-- Start of DATA FOR PROCESSING --

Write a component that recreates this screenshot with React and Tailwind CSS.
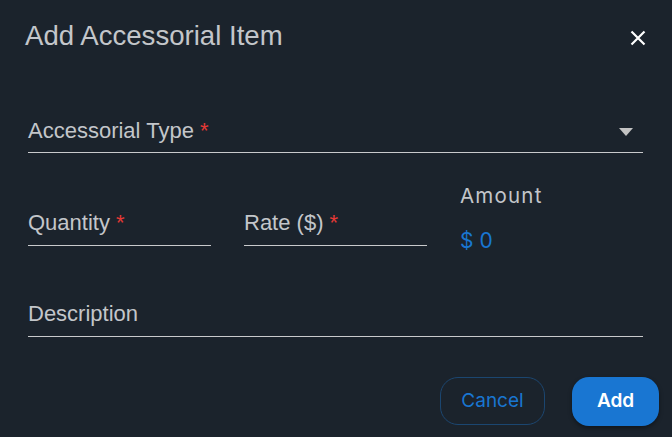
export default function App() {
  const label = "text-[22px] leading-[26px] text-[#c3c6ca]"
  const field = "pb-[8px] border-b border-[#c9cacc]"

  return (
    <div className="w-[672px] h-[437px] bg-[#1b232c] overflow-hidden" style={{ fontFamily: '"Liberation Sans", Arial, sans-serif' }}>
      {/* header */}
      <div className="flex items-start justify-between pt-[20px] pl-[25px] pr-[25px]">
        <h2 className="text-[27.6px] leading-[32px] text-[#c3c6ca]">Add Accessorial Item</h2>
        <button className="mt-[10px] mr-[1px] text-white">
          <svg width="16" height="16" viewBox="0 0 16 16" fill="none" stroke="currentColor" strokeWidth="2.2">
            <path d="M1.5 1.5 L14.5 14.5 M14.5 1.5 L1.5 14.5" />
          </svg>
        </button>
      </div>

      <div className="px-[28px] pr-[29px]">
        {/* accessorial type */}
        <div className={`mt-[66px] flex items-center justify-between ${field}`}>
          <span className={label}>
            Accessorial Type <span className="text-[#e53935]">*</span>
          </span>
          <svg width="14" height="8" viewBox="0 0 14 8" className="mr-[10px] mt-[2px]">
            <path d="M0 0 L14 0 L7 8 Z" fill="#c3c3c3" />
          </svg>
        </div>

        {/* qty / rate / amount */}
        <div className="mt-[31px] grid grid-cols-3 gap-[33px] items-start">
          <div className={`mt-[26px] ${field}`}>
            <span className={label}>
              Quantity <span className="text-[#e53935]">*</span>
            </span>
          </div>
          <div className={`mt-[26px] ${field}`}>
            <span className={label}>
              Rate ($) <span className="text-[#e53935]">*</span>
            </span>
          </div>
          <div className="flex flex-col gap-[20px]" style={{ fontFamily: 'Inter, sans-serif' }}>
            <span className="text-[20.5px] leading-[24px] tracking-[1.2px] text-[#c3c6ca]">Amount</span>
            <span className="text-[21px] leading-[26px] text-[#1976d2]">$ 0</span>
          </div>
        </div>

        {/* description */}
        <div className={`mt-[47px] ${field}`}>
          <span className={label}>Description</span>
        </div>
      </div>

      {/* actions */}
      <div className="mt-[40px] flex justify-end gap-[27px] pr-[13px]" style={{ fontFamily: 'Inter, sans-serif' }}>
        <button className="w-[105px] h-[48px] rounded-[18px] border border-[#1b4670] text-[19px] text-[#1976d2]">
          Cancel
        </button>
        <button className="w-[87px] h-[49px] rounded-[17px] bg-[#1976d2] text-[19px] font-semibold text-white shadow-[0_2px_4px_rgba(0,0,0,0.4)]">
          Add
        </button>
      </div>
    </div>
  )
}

-- End of DATA FOR PROCESSING --
-- Start of DATA FOR PROCESSING --

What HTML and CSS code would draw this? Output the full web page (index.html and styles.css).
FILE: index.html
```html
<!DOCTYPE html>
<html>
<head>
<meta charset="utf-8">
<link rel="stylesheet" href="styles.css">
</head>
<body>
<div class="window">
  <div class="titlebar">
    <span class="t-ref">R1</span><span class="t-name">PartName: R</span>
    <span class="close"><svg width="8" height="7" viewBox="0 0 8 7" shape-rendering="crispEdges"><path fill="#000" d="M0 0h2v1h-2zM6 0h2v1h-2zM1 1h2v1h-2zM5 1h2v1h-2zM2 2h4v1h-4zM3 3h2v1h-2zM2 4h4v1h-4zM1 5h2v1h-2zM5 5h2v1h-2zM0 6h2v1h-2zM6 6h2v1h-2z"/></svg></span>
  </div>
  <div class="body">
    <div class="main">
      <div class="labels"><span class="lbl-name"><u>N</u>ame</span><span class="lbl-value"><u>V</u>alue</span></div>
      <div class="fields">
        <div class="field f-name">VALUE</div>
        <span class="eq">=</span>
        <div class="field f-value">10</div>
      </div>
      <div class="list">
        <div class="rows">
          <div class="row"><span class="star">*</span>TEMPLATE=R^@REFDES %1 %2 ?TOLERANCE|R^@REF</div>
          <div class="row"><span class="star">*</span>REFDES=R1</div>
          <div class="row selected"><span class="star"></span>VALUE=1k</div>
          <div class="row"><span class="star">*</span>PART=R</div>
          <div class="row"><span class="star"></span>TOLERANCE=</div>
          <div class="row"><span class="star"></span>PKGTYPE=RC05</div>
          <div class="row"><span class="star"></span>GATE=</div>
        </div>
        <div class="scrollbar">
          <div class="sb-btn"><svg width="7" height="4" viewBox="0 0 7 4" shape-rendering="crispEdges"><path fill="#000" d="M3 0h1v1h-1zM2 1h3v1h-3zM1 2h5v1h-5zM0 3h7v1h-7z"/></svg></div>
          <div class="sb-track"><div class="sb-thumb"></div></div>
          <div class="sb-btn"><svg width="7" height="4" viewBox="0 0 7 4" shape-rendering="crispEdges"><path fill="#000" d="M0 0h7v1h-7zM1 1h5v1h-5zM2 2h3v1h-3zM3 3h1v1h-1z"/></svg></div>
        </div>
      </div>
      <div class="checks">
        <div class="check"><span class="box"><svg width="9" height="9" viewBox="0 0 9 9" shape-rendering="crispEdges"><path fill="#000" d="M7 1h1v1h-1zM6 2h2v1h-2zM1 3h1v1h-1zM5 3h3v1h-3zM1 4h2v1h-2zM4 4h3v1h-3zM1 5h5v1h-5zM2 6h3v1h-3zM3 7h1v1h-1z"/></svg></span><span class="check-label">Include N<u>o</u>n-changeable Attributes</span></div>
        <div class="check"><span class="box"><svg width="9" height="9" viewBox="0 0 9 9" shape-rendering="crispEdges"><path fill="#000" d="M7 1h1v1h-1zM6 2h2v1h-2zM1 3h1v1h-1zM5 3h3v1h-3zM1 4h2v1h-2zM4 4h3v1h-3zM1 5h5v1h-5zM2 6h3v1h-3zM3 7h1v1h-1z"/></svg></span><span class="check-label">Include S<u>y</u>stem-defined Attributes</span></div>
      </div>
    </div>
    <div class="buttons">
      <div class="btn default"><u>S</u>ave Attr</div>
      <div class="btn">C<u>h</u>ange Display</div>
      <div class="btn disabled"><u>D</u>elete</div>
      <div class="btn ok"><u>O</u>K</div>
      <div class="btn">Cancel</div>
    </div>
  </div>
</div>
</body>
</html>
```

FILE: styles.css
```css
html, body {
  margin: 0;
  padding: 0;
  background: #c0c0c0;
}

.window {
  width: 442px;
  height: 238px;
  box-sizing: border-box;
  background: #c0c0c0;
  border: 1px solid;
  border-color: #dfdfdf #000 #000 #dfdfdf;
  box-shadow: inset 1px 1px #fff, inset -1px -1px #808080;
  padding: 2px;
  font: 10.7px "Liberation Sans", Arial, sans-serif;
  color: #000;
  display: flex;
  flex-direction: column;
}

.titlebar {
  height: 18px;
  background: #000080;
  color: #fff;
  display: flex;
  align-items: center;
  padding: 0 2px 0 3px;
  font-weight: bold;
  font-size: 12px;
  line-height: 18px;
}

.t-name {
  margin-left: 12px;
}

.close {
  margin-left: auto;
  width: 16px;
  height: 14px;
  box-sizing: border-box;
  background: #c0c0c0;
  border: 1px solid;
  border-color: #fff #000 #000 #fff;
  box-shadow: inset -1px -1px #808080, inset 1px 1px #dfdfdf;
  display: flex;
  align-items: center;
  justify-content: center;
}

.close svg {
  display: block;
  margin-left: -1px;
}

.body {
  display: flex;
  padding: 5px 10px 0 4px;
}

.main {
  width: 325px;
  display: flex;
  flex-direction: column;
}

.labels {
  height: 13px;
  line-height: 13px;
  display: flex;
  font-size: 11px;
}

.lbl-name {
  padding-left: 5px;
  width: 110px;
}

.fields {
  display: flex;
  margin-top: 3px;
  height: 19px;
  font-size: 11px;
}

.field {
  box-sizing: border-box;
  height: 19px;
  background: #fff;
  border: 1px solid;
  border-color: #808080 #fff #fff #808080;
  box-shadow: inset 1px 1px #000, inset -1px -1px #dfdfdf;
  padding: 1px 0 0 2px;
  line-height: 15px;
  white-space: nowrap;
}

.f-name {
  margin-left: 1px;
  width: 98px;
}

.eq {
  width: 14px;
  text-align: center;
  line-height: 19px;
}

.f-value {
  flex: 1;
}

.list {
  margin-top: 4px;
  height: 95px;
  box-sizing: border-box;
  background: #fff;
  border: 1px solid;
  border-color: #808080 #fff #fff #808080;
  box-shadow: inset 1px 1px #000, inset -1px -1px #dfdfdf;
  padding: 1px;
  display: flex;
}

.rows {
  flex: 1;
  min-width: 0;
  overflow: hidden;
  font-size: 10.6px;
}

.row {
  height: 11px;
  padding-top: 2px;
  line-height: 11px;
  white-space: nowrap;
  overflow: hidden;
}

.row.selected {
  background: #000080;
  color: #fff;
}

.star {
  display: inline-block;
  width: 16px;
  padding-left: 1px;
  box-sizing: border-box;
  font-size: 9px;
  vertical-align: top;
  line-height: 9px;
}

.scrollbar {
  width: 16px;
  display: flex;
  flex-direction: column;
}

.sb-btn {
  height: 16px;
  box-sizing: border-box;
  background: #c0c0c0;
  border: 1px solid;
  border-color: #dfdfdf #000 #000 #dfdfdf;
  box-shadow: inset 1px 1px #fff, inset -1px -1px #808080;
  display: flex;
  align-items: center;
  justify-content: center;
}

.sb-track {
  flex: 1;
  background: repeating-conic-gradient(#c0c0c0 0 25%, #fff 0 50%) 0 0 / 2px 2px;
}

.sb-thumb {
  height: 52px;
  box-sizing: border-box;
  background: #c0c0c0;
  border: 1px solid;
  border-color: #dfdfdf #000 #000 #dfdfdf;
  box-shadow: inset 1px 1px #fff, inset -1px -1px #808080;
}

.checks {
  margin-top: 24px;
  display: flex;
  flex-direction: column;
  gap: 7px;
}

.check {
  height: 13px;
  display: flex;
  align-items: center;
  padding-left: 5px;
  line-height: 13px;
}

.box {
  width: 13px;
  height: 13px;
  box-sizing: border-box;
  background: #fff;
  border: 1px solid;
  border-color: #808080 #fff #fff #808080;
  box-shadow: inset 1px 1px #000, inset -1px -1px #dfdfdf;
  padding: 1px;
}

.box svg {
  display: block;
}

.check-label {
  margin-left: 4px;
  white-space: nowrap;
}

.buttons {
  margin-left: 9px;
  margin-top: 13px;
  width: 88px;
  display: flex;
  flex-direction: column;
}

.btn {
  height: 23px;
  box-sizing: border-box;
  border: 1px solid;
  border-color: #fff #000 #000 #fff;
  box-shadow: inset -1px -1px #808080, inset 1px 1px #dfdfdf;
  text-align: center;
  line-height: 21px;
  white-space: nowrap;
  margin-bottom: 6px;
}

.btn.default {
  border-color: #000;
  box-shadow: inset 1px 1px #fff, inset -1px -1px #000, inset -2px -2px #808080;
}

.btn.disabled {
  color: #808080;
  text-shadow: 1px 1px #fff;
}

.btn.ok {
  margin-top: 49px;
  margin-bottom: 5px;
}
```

-- End of DATA FOR PROCESSING --
-- Start of DATA FOR PROCESSING --

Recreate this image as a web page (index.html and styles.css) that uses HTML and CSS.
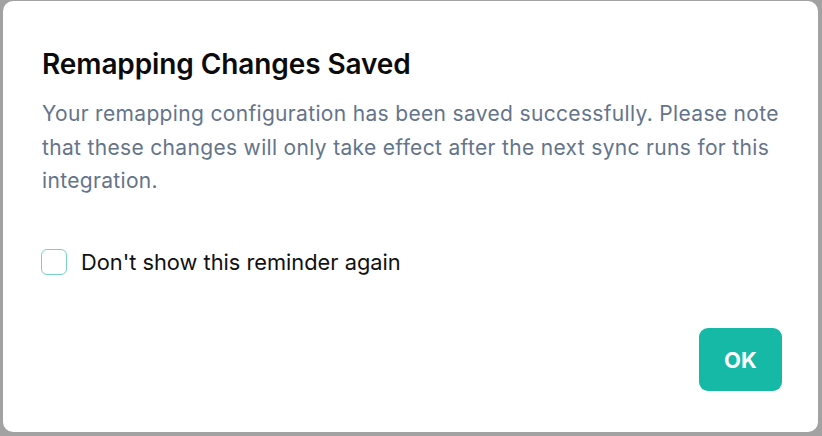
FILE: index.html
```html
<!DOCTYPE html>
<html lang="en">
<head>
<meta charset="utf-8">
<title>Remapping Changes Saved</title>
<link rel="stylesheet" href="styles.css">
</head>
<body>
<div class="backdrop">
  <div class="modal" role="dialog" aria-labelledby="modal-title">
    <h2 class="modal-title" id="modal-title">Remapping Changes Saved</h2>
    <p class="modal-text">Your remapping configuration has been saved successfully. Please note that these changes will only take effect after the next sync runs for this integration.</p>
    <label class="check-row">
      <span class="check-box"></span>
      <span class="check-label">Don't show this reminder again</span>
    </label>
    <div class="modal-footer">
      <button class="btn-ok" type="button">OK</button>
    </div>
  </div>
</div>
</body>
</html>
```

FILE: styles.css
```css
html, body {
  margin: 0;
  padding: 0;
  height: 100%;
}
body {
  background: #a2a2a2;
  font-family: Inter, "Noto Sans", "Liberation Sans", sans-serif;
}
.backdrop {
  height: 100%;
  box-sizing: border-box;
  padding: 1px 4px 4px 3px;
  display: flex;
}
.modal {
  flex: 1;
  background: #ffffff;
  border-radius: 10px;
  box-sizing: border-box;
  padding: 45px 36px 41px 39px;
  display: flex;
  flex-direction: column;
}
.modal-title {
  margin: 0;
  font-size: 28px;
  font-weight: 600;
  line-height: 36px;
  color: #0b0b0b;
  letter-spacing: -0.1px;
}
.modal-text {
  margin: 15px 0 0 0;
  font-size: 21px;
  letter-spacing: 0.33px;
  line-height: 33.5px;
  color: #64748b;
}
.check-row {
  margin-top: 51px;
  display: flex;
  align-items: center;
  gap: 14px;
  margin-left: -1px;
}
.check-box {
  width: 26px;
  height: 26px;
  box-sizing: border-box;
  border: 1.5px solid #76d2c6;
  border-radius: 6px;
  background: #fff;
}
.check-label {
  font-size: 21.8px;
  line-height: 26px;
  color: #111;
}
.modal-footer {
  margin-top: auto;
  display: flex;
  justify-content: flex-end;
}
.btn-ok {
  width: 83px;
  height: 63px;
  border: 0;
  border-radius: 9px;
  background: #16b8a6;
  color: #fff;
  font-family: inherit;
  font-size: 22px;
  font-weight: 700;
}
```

-- End of DATA FOR PROCESSING --

## WHAT NEEDS TO BE DONE
Gather every line from the listing above in which the word "that" appears.

## WRITTEN RESPONSE
Write a component that recreates this screenshot with React and Tailwind CSS.
Recreate this image as a web page (index.html and styles.css) that uses HTML and CSS.
    <p class="modal-text">Your remapping configuration has been saved successfully. Please note that these changes will only take effect after the next sync runs for this integration.</p>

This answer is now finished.